Pontiac used the Ventura name on a full-size model starting in 1960. It was essentially a more deluxe version of the Catalina. In 1971, the Ventura name moved to a compact based on the Chevrolet Nova, and that model continued until 1977.

The early 1960s Mercury Marauder was a sporty full-size model, and for 1969-1970 only, a more muscled-up version was called the X-100. The engine was Ford Motor Company’s 429 cubic-inch “big block” V8 rated at 360 horsepower.

Did you know that France’s Peugeot is one of the oldest car manufacturers in the world? Its 504 model, produced from 1968-1983, was known for its ruggedness and became popular in many African countries with poor road development. It was sold in the U.S. in sedan and wagon versions.

The Datsun 1200 Bluebird was a four-door sedan (also available as a station wagon) offered from 1959 to 1963. It may be hard to believe, but this tiny, frumpy looking car with just 48 horsepower helped build a dynasty that would go on to include Nissan’s amazing “Z” sports cars and the Altima and Maxima sedans.
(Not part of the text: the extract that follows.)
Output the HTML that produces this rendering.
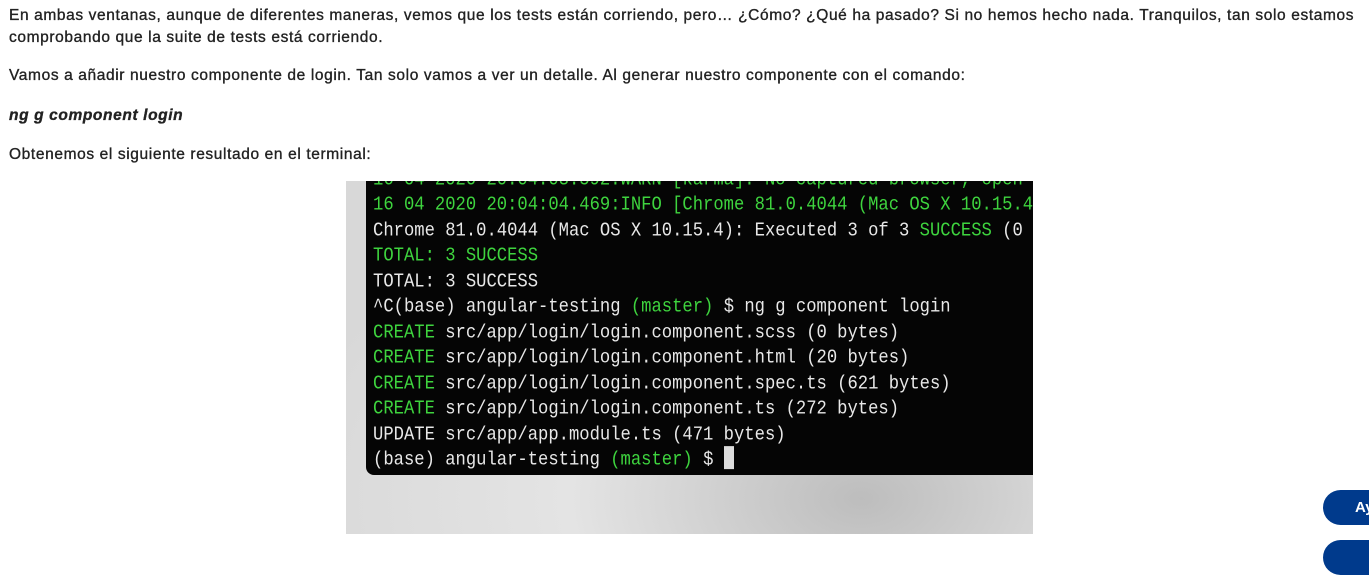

Based on the Chevrolet Camaro chassis, the Pontiac Firebird was its own car and distinctively different from its Chevy cousin. The Firebird was powered by a range of engines including a straight-six and several V-8s, up to a 325-horsepower 400 cubic-inch version. Over 82,000 were sold in 1967, the first year of production.

Years before its pivotal 240Z sports car, and years before its name changed from Datsun to Nissan, this Japanese carmaker took on British roadsters with the Fairlady. Yes, that was really its name in other markets, but in the U.S. it was called Datsun 1500 for its 1,500cc (1.5-liter) four-cylinder engine. A 1,600cc engine brought the “1600” badge” in 1965, and two years later it became the “2000” with a – you guessed it – 2,000cc (2.0-liter) engine.